I googled the term to try and find a definitive answer.
Is the majority Baptist view that a church with Elder leaders is NOT a congregational form of Governance?


I should have asked "CAN NOT" be a Congregational.....

peter lumpkins


I'm not sure what your inquiry is about. Our Baptist heritage is virtually exclusively congregational polity. While the term "elder" has been in use in Baptist life--and still alive when the 1925 BF&M was adopted--overwhelmingly "elder" was used a) synonymous with "pastor" and b) restricted to a single pastor. With minor exceptions one finds "plurality of elders" language but it seems clear few substantial instances may be cited in Baptist life where 'plurality of elders' was used in a "ruling" or even "leading" sense.

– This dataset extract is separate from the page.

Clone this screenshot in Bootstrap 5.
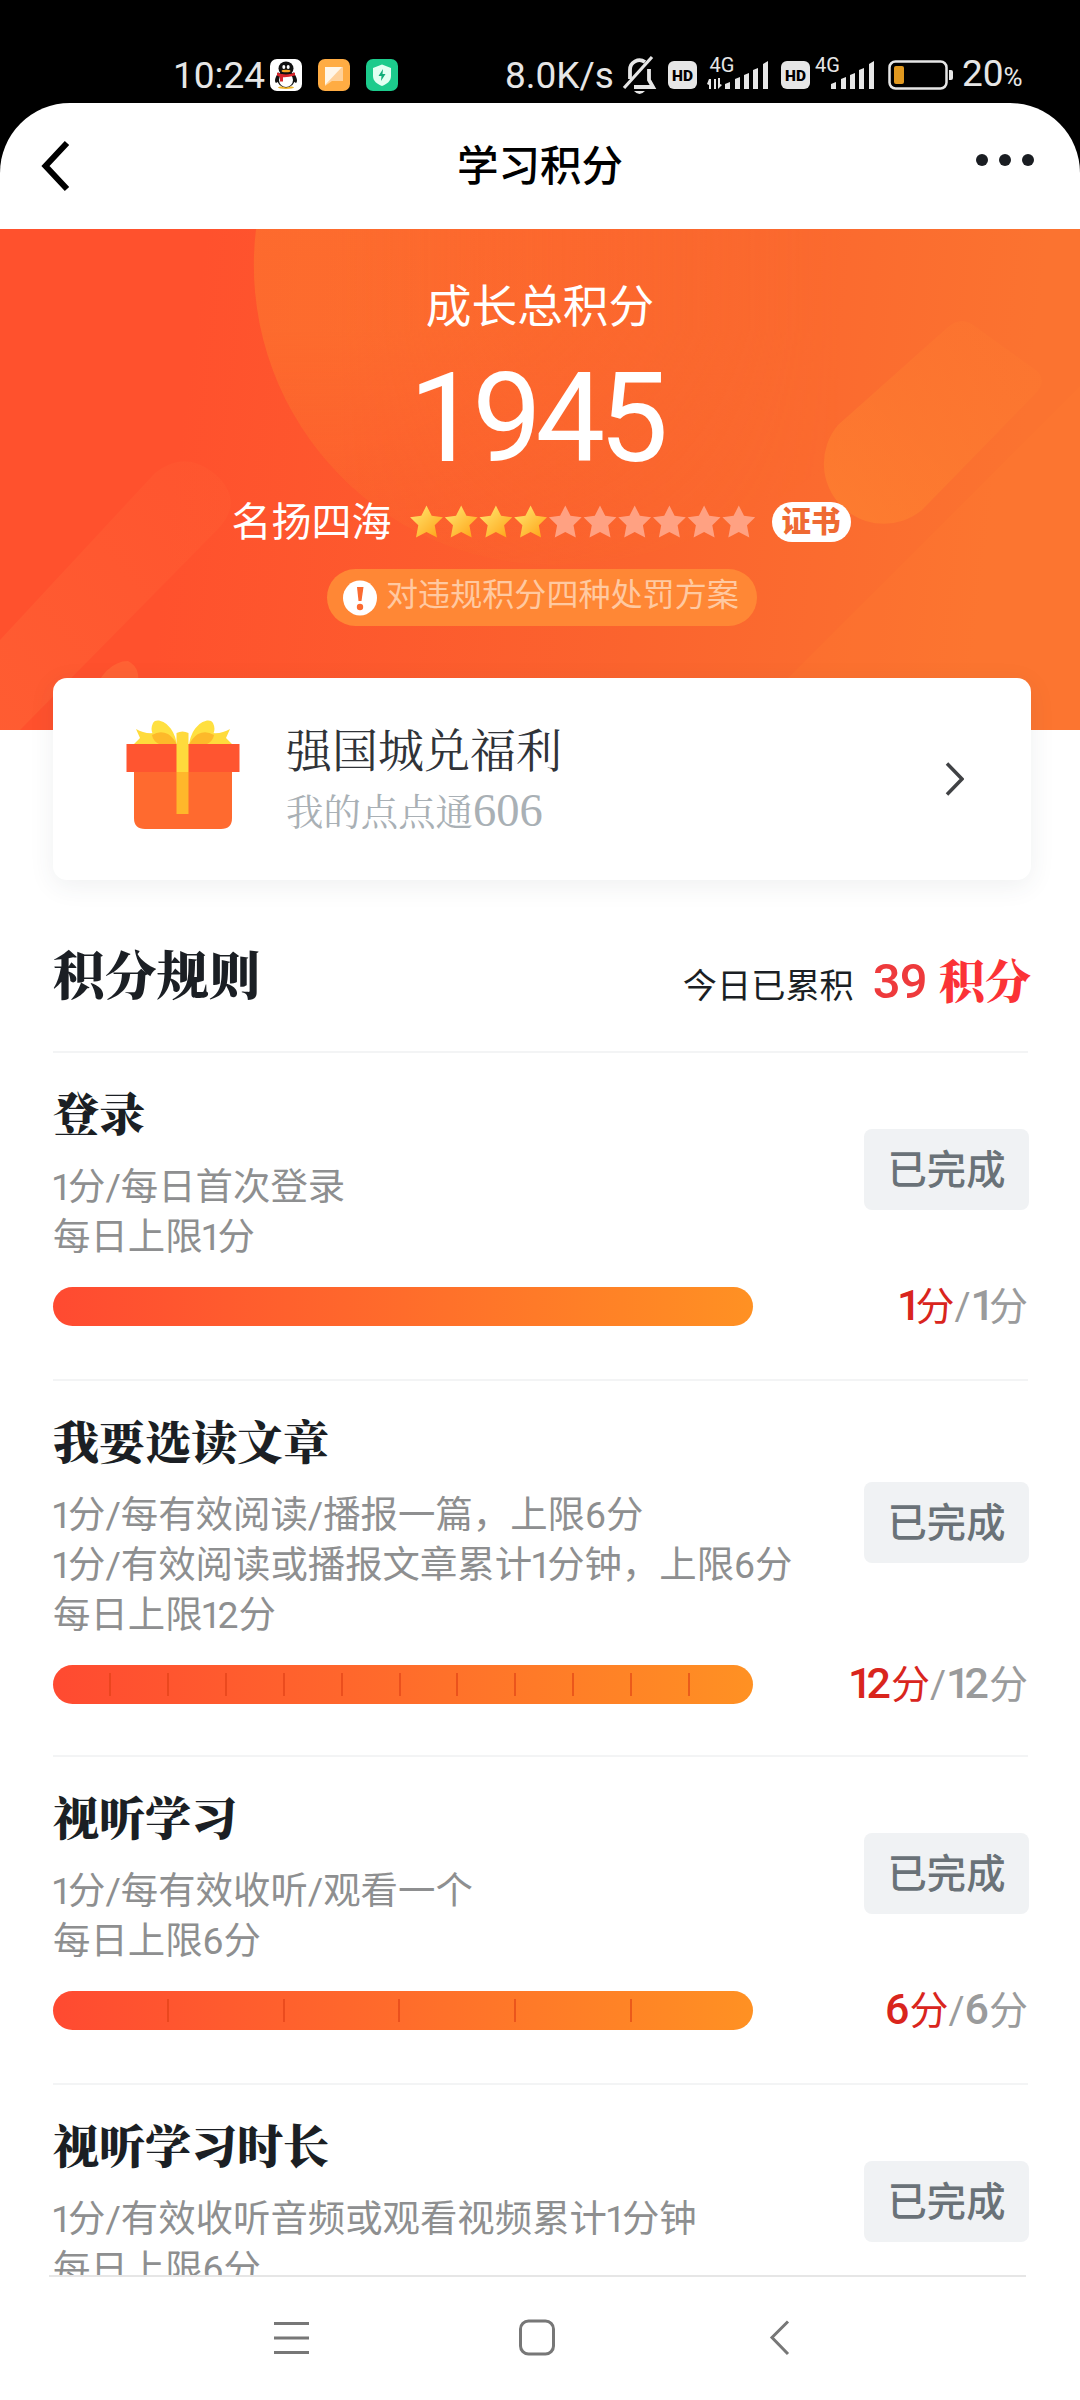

If you'd like to view what evidence exists, I'd recommend you begin with 9Marks which exploits as much as possible the notion of elder rule-led.

With that, I am...


The reformed Baptist church I attend has a plurality of elders as leaders.

We vote on the elders, deacons, budget, etc.

Is that a congregational form or are all churches with a plurality of elders classified as another form?

peter lumpkins

Have a blessed Christmas Eric...

Scott Shaver

I would say that prior to 2000 in the SBC a "plurality of elder" model was virtually nonexistent in SBC churches.